Directions for this task: Return the listing below unchanged, minus its pictures.

Source material:
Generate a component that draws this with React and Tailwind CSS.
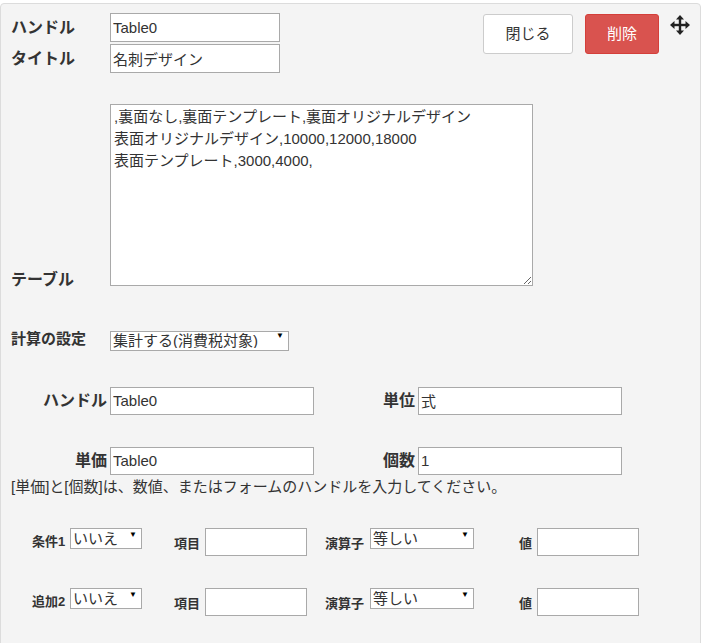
import React from "react";

const jp = { fontFamily: '"Liberation Sans", "Noto Sans CJK JP", sans-serif' };

const Field = ({ value, className }) => (
  <input
    readOnly
    value={value}
    className={`border border-[#a9a9a9] bg-white px-[2px] text-[15px] font-normal text-[#333] outline-none ${className}`}
  />
);

const Select = ({ value, className }) => (
  <div className={`relative ${className}`}>
    <select
      value={value}
      onChange={() => {}}
      className="h-full w-full appearance-none border border-[#a9a9a9] bg-white pl-[2px] text-[15px] font-normal leading-none text-[#333] outline-none"
    >
      <option>{value}</option>
    </select>
    <span className="pointer-events-none absolute right-[5px] top-[1px] text-[8px] text-black">▼</span>
  </div>
);

const MoveIcon = () => (
  <svg width="20" height="20" viewBox="0 0 20 20" fill="#222">
    <rect x="8.8" y="3" width="2.4" height="14" />
    <rect x="3" y="8.8" width="14" height="2.4" />
    <polygon points="10,0 14,4.5 6,4.5" />
    <polygon points="10,20 14,15.5 6,15.5" />
    <polygon points="0,10 4.5,6 4.5,14" />
    <polygon points="20,10 15.5,6 15.5,14" />
  </svg>
);

const CondRow = ({ label }) => (
  <div className="flex items-start text-[13px] font-bold text-[#333]">
    <span className="ml-[21px] mt-[4px] w-[38px]">{label}</span>
    <Select value="いいえ" className="h-[21px] w-[72px]" />
    <span className="ml-[32px] mt-[6px] w-[31px]">項目</span>
    <Field value="" className="h-[28px] w-[102px]" />
    <span className="ml-[18px] mt-[6px] w-[45px]">演算子</span>
    <Select value="等しい" className="h-[21px] w-[104px]" />
    <span className="ml-[45px] mt-[6px] w-[18px]">値</span>
    <Field value="" className="h-[28px] w-[102px]" />
  </div>
);

export default function App() {
  return (
    <div className="bg-white pt-[3px]" style={jp}>
      <div className="h-[660px] w-[701px] rounded-[4px] border border-[#dcdcdc] bg-[#f4f4f4] pl-[10px] pt-[9px] text-[#333]">
        <div className="flex items-start">
          <div className="flex flex-col gap-[2px]">
            <div className="flex items-center">
              <span className="w-[99px] text-[16px] font-bold">ハンドル</span>
              <Field value="Table0" className="h-[29px] w-[170px]" />
            </div>
            <div className="flex items-center">
              <span className="w-[99px] text-[16px] font-bold">タイトル</span>
              <Field value="名刺デザイン" className="h-[29px] w-[170px]" />
            </div>
          </div>
          <button className="ml-[203px] mt-[1px] h-[40px] w-[90px] rounded-[3px] border border-[#ccc] bg-white text-[15px] text-[#333]">
            閉じる
          </button>
          <button className="ml-[12px] mt-[1px] h-[40px] w-[74px] rounded-[3px] border border-[#d43f3a] bg-[#d9534f] text-[15px] text-white">
            削除
          </button>
          <span className="ml-[11px] mt-[2px]">
            <MoveIcon />
          </span>
        </div>

        <div className="mt-[31px] flex items-end">
          <span className="mb-[-6px] w-[99px] text-[16px] font-bold">テーブル</span>
          <textarea
            readOnly
            value={",裏面なし,裏面テンプレート,裏面オリジナルデザイン\n表面オリジナルデザイン,10000,12000,18000\n表面テンプレート,3000,4000,"}
            className="h-[182px] w-[423px] resize border border-[#a9a9a9] bg-white px-[3px] py-[1px] text-[15px] leading-[22px] text-[#333] outline-none"
          />
        </div>

        <div className="mt-[42px] flex items-center">
          <span className="w-[99px] text-[15px] font-bold">計算の設定</span>
          <Select value="集計する(消費税対象)" className="h-[20px] w-[179px]" />
        </div>

        <div className="mt-[36px] flex items-center">
          <span className="w-[99px] pr-[3px] text-right text-[16px] font-bold">ハンドル</span>
          <Field value="Table0" className="h-[28px] w-[204px]" />
          <span className="w-[104px] pr-[3px] text-right text-[16px] font-bold">単位</span>
          <Field value="式" className="h-[28px] w-[204px]" />
        </div>

        <div className="mt-[32px] flex items-center">
          <span className="w-[99px] pr-[3px] text-right text-[16px] font-bold">単価</span>
          <Field value="Table0" className="h-[28px] w-[204px]" />
          <span className="w-[104px] pr-[3px] text-right text-[16px] font-bold">個数</span>
          <Field value="1" className="h-[28px] w-[204px]" />
        </div>

        <p className="mt-[1px] text-[15px] text-[#333]">
          [単価]と[個数]は、数値、またはフォームのハンドルを入力してください。
        </p>

        <div className="mt-[30px] flex flex-col gap-[32px]">
          <CondRow label="条件1" />
          <CondRow label="追加2" />
        </div>
      </div>
    </div>
  );
}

Output of the exercise:
Generate a component that draws this with React and Tailwind CSS.
import React from "react";

const jp = { fontFamily: '"Liberation Sans", "Noto Sans CJK JP", sans-serif' };

const Field = ({ value, className }) => (
  <input
    readOnly
    value={value}
    className={`border border-[#a9a9a9] bg-white px-[2px] text-[15px] font-normal text-[#333] outline-none ${className}`}
  />
);

const Select = ({ value, className }) => (
  <div className={`relative ${className}`}>
    <select
      value={value}
      onChange={() => {}}
      className="h-full w-full appearance-none border border-[#a9a9a9] bg-white pl-[2px] text-[15px] font-normal leading-none text-[#333] outline-none"
    >
      <option>{value}</option>
    </select>
    <span className="pointer-events-none absolute right-[5px] top-[1px] text-[8px] text-black">▼</span>
  </div>
);

const MoveIcon = () => (
  <svg width="20" height="20" viewBox="0 0 20 20" fill="#222">
    <rect x="8.8" y="3" width="2.4" height="14" />
    <rect x="3" y="8.8" width="14" height="2.4" />
    <polygon points="10,0 14,4.5 6,4.5" />
    <polygon points="10,20 14,15.5 6,15.5" />
    <polygon points="0,10 4.5,6 4.5,14" />
    <polygon points="20,10 15.5,6 15.5,14" />
  </svg>
);

const CondRow = ({ label }) => (
  <div className="flex items-start text-[13px] font-bold text-[#333]">
    <span className="ml-[21px] mt-[4px] w-[38px]">{label}</span>
    <Select value="いいえ" className="h-[21px] w-[72px]" />
    <span className="ml-[32px] mt-[6px] w-[31px]">項目</span>
    <Field value="" className="h-[28px] w-[102px]" />
    <span className="ml-[18px] mt-[6px] w-[45px]">演算子</span>
    <Select value="等しい" className="h-[21px] w-[104px]" />
    <span className="ml-[45px] mt-[6px] w-[18px]">値</span>
    <Field value="" className="h-[28px] w-[102px]" />
  </div>
);

export default function App() {
  return (
    <div className="bg-white pt-[3px]" style={jp}>
      <div className="h-[660px] w-[701px] rounded-[4px] border border-[#dcdcdc] bg-[#f4f4f4] pl-[10px] pt-[9px] text-[#333]">
        <div className="flex items-start">
          <div className="flex flex-col gap-[2px]">
            <div className="flex items-center">
              <span className="w-[99px] text-[16px] font-bold">ハンドル</span>
              <Field value="Table0" className="h-[29px] w-[170px]" />
            </div>
            <div className="flex items-center">
              <span className="w-[99px] text-[16px] font-bold">タイトル</span>
              <Field value="名刺デザイン" className="h-[29px] w-[170px]" />
            </div>
          </div>
          <button className="ml-[203px] mt-[1px] h-[40px] w-[90px] rounded-[3px] border border-[#ccc] bg-white text-[15px] text-[#333]">
            閉じる
          </button>
          <button className="ml-[12px] mt-[1px] h-[40px] w-[74px] rounded-[3px] border border-[#d43f3a] bg-[#d9534f] text-[15px] text-white">
            削除
          </button>
          <span className="ml-[11px] mt-[2px]">
            <MoveIcon />
          </span>
        </div>

        <div className="mt-[31px] flex items-end">
          <span className="mb-[-6px] w-[99px] text-[16px] font-bold">テーブル</span>
          <textarea
            readOnly
            value={",裏面なし,裏面テンプレート,裏面オリジナルデザイン\n表面オリジナルデザイン,10000,12000,18000\n表面テンプレート,3000,4000,"}
            className="h-[182px] w-[423px] resize border border-[#a9a9a9] bg-white px-[3px] py-[1px] text-[15px] leading-[22px] text-[#333] outline-none"
          />
        </div>

        <div className="mt-[42px] flex items-center">
          <span className="w-[99px] text-[15px] font-bold">計算の設定</span>
          <Select value="集計する(消費税対象)" className="h-[20px] w-[179px]" />
        </div>

        <div className="mt-[36px] flex items-center">
          <span className="w-[99px] pr-[3px] text-right text-[16px] font-bold">ハンドル</span>
          <Field value="Table0" className="h-[28px] w-[204px]" />
          <span className="w-[104px] pr-[3px] text-right text-[16px] font-bold">単位</span>
          <Field value="式" className="h-[28px] w-[204px]" />
        </div>

        <div className="mt-[32px] flex items-center">
          <span className="w-[99px] pr-[3px] text-right text-[16px] font-bold">単価</span>
          <Field value="Table0" className="h-[28px] w-[204px]" />
          <span className="w-[104px] pr-[3px] text-right text-[16px] font-bold">個数</span>
          <Field value="1" className="h-[28px] w-[204px]" />
        </div>

        <p className="mt-[1px] text-[15px] text-[#333]">
          [単価]と[個数]は、数値、またはフォームのハンドルを入力してください。
        </p>

        <div className="mt-[30px] flex flex-col gap-[32px]">
          <CondRow label="条件1" />
          <CondRow label="追加2" />
        </div>
      </div>
    </div>
  );
}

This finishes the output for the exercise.